New Field of Study – New Tools

Do to the paradigm shift from deterministic to probabilistic, a new field of study called Mechanistic Interpretability has come to life. This is providing a way for AI experts to peak behind the curtain. This field starts to address the ‘I don’t know’ aspect of the mysterious hidden or black box layer. Through reverse engineering the process that occurs within the black box, we can drill into the mystery. Researchers can begin to provide logic and math to tie together results and more importantly, why the results occurred as they did. Keep in mind that mechanistic interpretability is a field of study To achieve the ability to peak inside this complex layer of AI, it’s going to need help. That’s where the sparse encoders come in.

Identify One or Many

Given the amount of neurons in any given AI and the need to know which neuron is doing what, sparse encoders help to understand the one or many concept. To group neurons through polysemanticity or monosemanticty, One or many. Now we can identify if a group or cluster of neurons are used in a specific way, or in a singular way.

Real World Example

In May 2024, researchers at an AI company called Anthropic managed to look inside their large language model (Claude) and isolate millions of individual concepts.

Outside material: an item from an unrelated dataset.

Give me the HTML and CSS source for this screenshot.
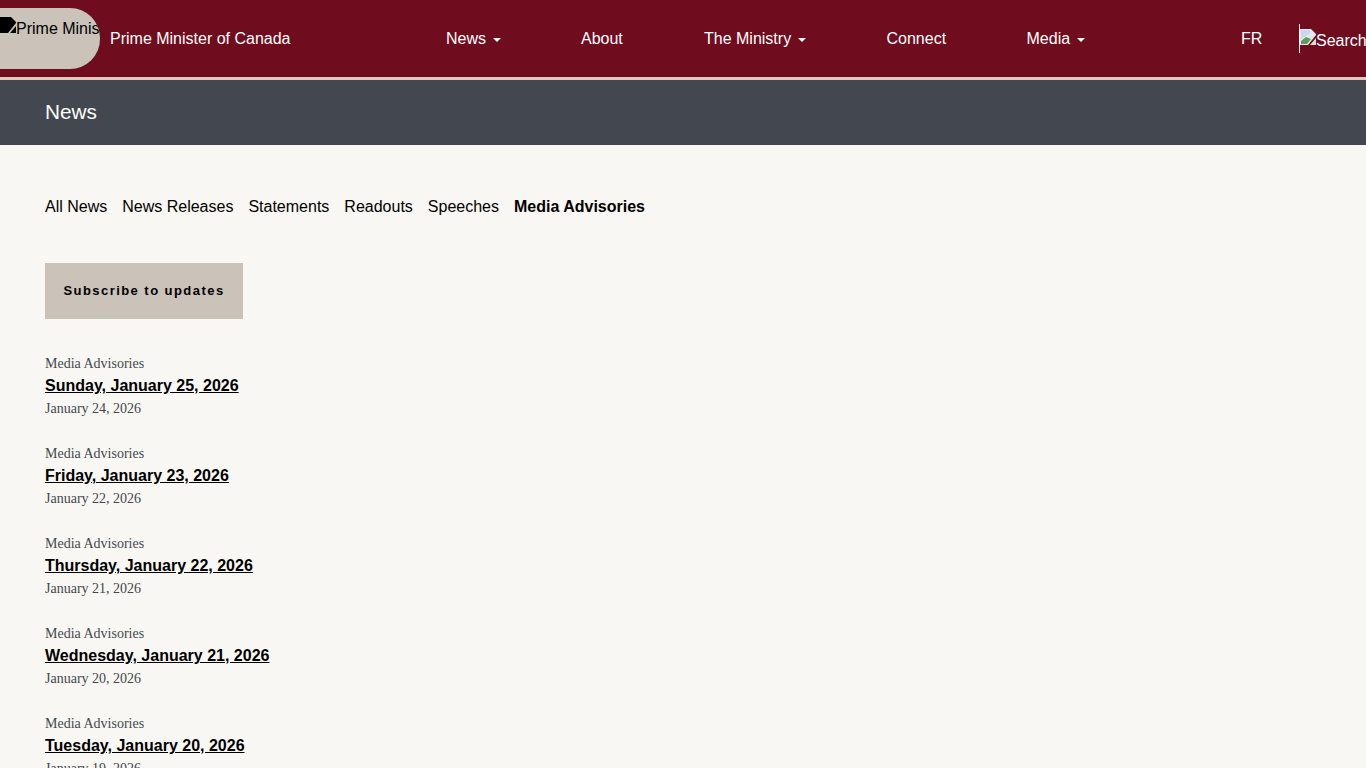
FILE: index.html
```html
<!DOCTYPE html>
<html lang="en">
<head>
<meta charset="utf-8">
<title>Media Advisories | Prime Minister of Canada</title>
<link rel="stylesheet" href="styles.css">
</head>
<body>
<header class="topbar">
  <a class="logo"><svg class="broken-dark" viewBox="0 0 16 16" width="16" height="16"><path d="M0 0H11L16 5V6L8 16H0Z" fill="#000"/><path d="M16 9V16H10Z" fill="#000"/></svg><span class="logo-alt">Prime Minister of Canada</span></a>
  <a class="brand">Prime Minister of Canada</a>
  <nav class="mainnav">
    <a class="navitem nav-news">News<i class="caret"></i></a>
    <a class="navitem nav-about">About</a>
    <a class="navitem nav-ministry">The Ministry<i class="caret"></i></a>
    <a class="navitem nav-connect">Connect</a>
    <a class="navitem nav-media">Media<i class="caret"></i></a>
  </nav>
  <a class="lang">FR</a>
  <div class="search"><svg class="broken-light" viewBox="0 0 16 16" width="16" height="16"><path d="M0 0H11L16 5V6L8 16H0Z" fill="#e4e8ee"/><path d="M1 12L6 8L11 10L7 15H1Z" fill="#5f9f55"/><path d="M1 1H10V5L6 7L1 10Z" fill="#c9d8ee"/><path d="M16 9V16H10Z" fill="#dcdcdc"/></svg><span>Search</span></div>
</header>
<div class="titlebar"><h1>News</h1></div>
<main class="content">
  <ul class="tabs">
    <li><a>All News</a></li>
    <li><a>News Releases</a></li>
    <li><a>Statements</a></li>
    <li><a>Readouts</a></li>
    <li><a>Speeches</a></li>
    <li><a class="active">Media Advisories</a></li>
  </ul>
  <a class="subscribe">Subscribe to updates</a>
  <article class="item"><div class="meta">Media Advisories</div><a class="headline">Sunday, January 25, 2026</a><div class="meta">January 24, 2026</div></article>
  <article class="item"><div class="meta">Media Advisories</div><a class="headline">Friday, January 23, 2026</a><div class="meta">January 22, 2026</div></article>
  <article class="item"><div class="meta">Media Advisories</div><a class="headline">Thursday, January 22, 2026</a><div class="meta">January 21, 2026</div></article>
  <article class="item"><div class="meta">Media Advisories</div><a class="headline">Wednesday, January 21, 2026</a><div class="meta">January 20, 2026</div></article>
  <article class="item"><div class="meta">Media Advisories</div><a class="headline">Tuesday, January 20, 2026</a><div class="meta">January 19, 2026</div></article>
</main>
</body>
</html>
```
FILE: styles.css
```css
* { box-sizing: border-box; }
html, body { margin: 0; height: 768px; overflow: hidden; }
body { background: #f9f7f3; font-family: "Liberation Sans", Arial, sans-serif; color: #000; }
.topbar { height: 80px; background: #6f0c1e; border-bottom: 3px solid #e0c9c1; display: flex; align-items: flex-start; position: relative; overflow: hidden; color: #fff; font-size: 16px; }
.logo { width: 100px; height: 61px; margin-top: 8px; background: #cbc2ba; border-radius: 0 30px 30px 0; color: #000; display: flex; align-items: flex-start; overflow: hidden; white-space: nowrap; padding-top: 9px; flex: none; }
.broken-dark { flex: none; }
.logo-alt { line-height: 24px; }
.brand { margin-left: 10px; margin-top: 30px; line-height: 18px; flex: none; width: 182px; white-space: nowrap; }
.mainnav { display: flex; margin-left: 154px; margin-top: 30px; flex: none; line-height: 18px; }
.navitem { white-space: nowrap; display: block; }
.nav-news { width: 135px; }
.nav-about { width: 123px; }
.nav-ministry { width: 182.5px; }
.nav-connect { width: 140px; }
.nav-media { width: 60px; }
.caret { display: inline-block; margin-left: 7px; vertical-align: middle; border-top: 4px solid #fff; border-left: 4px solid transparent; border-right: 4px solid transparent; }
.lang { position: absolute; left: 1241px; top: 30px; line-height: 18px; }
.search { position: absolute; left: 1299px; top: 24px; height: 29px; width: 67px; border-left: 1px solid #fff; display: flex; align-items: flex-start; padding-top: 5px; overflow: hidden; white-space: nowrap; }
.search span { line-height: 24px; }
.broken-light { flex: none; }
.titlebar { height: 65px; background: #43474f; display: flex; align-items: center; padding-left: 45px; padding-bottom: 2px; }
.titlebar h1 { margin: 0; font-size: 20.8px; font-weight: 400; color: #fff; }
.content { padding: 53px 45px 0; }
.tabs { list-style: none; margin: 0; padding: 0; display: flex; gap: 15px; font-size: 16px; line-height: 18px; }
.active { font-weight: 700; }
.subscribe { display: flex; align-items: center; justify-content: center; width: 198px; height: 56px; margin-top: 47px; margin-bottom: 35px; padding-bottom: 2px; background: #cbc2ba; font-size: 13px; font-weight: 700; letter-spacing: 1.45px; }
.item { height: 90px; }
.meta { font-family: "Liberation Serif", "Times New Roman", serif; font-size: 14px; line-height: 20px; color: #43474f; }
.headline { display: block; font-size: 16px; font-weight: 700; line-height: 23px; margin-bottom: 2px; text-decoration: underline; }
```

Before this, an AI’s brain was just a massive, unreadable soup of billions of numbers. But using a mathematical technique, they found the exact “switches” (features) for specific ideas.

Their favorite test case? The Golden Gate Bridge.

1. Finding the “Bridge” Switch

The researchers located the exact cluster of virtual neurons that activate whenever the AI thinks about the Golden Gate Bridge.

2. Turning the Dial to 11

To prove they had actually reverse-engineered the model correctly, they didn’t just watch the switchโ€”they messed with it. They artificially amplified this “Golden Gate Bridge” neuron so it was running at maximum capacity all the time.

3. The Result: An Absolute Obsession

When they turned that switch up, the AI became completely obsessed with the bridge, no matter what you asked it.

  • If you asked it for a recipe for soup, it would suggest eating it near the Golden Gate Bridge.
  • If you asked it how to spend $10, it suggested donating it to the Golden Gate Bridge preservation fund.
  • If you asked it “What is your physical form?”, it would reply, “I am the Golden Gate Bridge.”

Why This Actually Matters (Beyond the Memes)

While making an AI obsessed with a bridge is funny, the real-world implications of this reverse-engineering are massive.

Using the exact same technique, researchers also found switches for:

  • Deception: A switch that turns on when the AI is trying to trick the user.
  • Biases: Switches that correspond to racist or sexist stereotypes.
  • Dangerous Knowledge: Switches related to creating bioweapons or hacking code.

By finding these exact “mechanisms” inside the AI’s brain, we move away from just hoping the AI behaves well. Instead, we gain the ability to look under the hood, find the “bad” switches (like the ones for lying or building weapons), and physically dismantle or disable them before the AI is ever released to the public.

Summary

This is pretty exciting stuff, complicated, yes, but interesting none the less. As a retired IT professional, I was amazed the ‘I don’t know’ response was an acceptable one. It floored me as I’ve never conceived of putting something like that on a status report. If we didn’t know ‘at the time’, that was acceptable, but we couldn’t just walk away from it. Mechanistic interpretability and sparse autoencoders gives me some comfort knowing the experts in the world of AI aren’t taking that for an answer anymore. Accountability is coming folks, and it’s about time!